The other day, I was on Reddit and stumbled across this example of applying the “blackout poetry” method to a page CS Lewis’ Narnia novel, The Silver Chair. Fair warning, it’s pretty lewd:
For those unfamiliar with blackout poetry – well, you’re probably able to piece together how it works from the picture above. It’s the practice of taking one text and covering up all but a few words in a sort of reverse-Mad Libs fashion, and seeing what you end up with. I’ve never tried my own hand at it before, but I would imagine that blackout poets exercise varying degrees of precision while scribbling out words. You could black them out at random, or in a fixed pattern, or with a particular outcome in mind – e.g., turning a page from children’s book into a slice of erotic fiction.

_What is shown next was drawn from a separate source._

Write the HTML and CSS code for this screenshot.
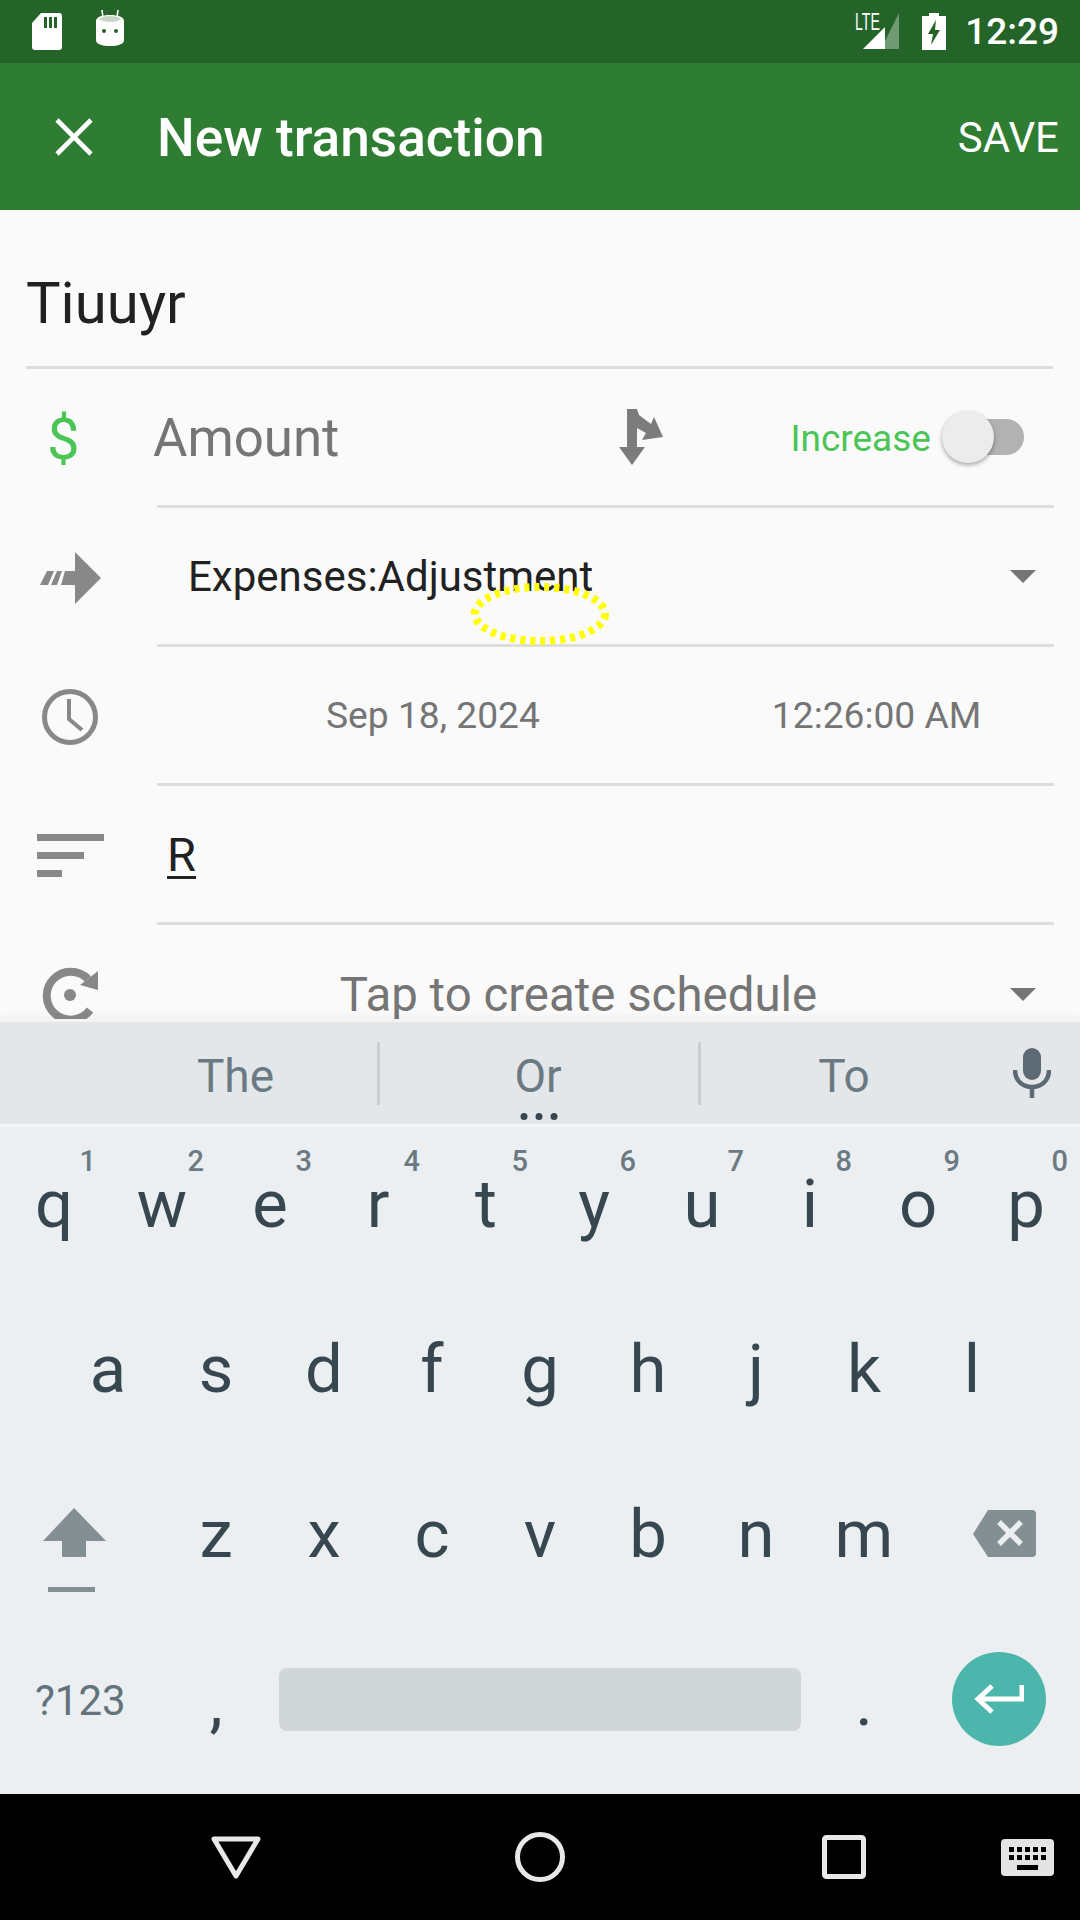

One key difference that I see between the two methods is that whereas many computer generated poems effectively work to make sense out of nonsense – that is, take a pool of words that are meaningless on their own, then apply some template and create (at least somewhat) meaningful sentences from them – blackout poetry takes something that already makes sense, and tries to twist it so that it makes a different kind of sense. If I’m playing by the rules, I don’t get to cut the page up and rearrange the words how I like them. My sharpie is my only weapon. I’m not sure that we’re at a place yet where computers are able to perform this kind of abstract thought, at least not without a good deal of human assistance.